# Start of EXCERPTED DATA

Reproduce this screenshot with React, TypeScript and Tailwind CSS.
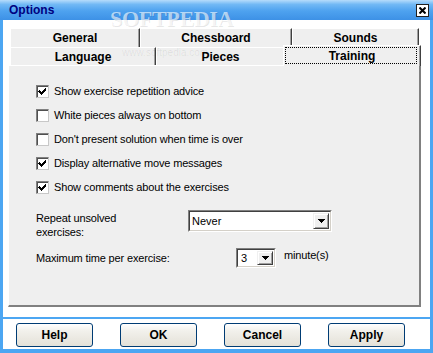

# End of EXCERPTED DATA
# Start of EXCERPTED DATA

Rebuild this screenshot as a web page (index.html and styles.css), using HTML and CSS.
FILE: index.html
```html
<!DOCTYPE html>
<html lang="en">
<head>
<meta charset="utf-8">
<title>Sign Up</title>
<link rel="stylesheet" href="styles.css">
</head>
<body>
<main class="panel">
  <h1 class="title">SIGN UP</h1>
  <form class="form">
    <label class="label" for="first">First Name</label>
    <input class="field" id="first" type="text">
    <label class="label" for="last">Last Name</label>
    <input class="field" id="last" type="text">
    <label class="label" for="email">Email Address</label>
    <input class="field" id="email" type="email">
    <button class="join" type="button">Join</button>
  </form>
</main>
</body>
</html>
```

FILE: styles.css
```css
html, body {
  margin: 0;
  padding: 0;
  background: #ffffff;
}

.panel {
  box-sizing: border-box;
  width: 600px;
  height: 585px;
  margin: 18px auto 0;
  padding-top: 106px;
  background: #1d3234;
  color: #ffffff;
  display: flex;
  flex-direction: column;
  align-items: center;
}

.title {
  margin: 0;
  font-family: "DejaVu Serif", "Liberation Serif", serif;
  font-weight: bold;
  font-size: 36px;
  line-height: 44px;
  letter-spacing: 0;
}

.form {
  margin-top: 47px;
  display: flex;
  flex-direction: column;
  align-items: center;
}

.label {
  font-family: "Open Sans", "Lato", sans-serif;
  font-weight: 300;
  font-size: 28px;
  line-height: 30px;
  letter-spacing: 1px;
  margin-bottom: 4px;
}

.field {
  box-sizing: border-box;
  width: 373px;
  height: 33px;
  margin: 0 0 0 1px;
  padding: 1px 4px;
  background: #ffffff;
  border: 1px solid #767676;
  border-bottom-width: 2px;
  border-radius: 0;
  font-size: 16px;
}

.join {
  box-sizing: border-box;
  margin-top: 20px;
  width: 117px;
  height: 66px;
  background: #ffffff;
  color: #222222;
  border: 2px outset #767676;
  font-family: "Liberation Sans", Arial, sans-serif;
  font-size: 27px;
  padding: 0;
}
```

# End of EXCERPTED DATA
# Start of EXCERPTED DATA

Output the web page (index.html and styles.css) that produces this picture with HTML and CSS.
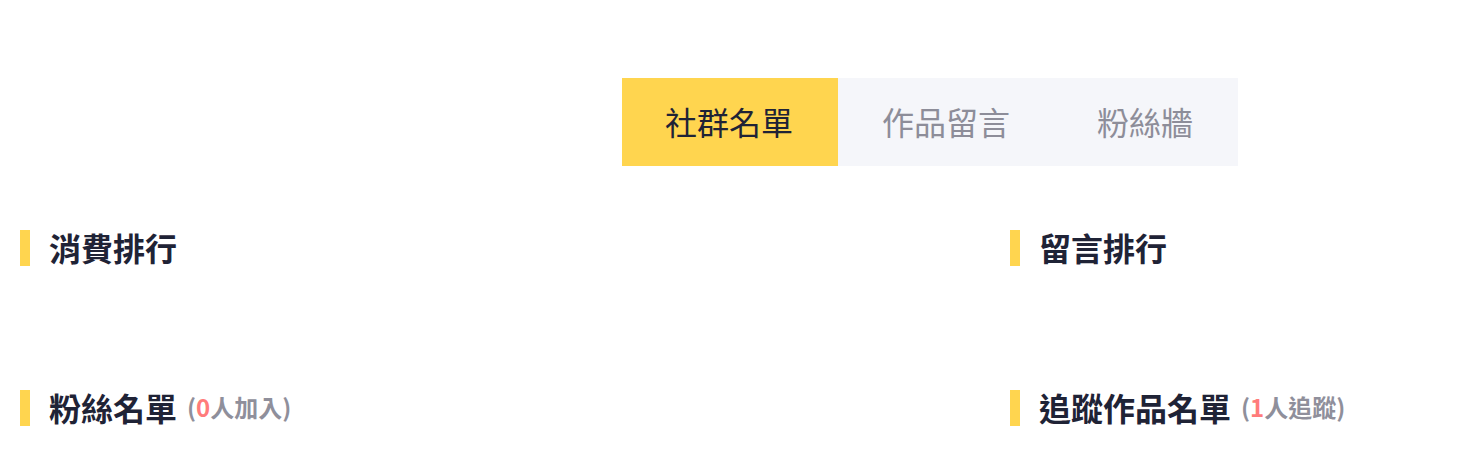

# End of EXCERPTED DATA

### WHAT THE EXERCISE ASKS
Pull every line holding "with" out of the records.

### THE ANSWER
Reproduce this screenshot with React, TypeScript and Tailwind CSS.
Output the web page (index.html and styles.css) that produces this picture with HTML and CSS.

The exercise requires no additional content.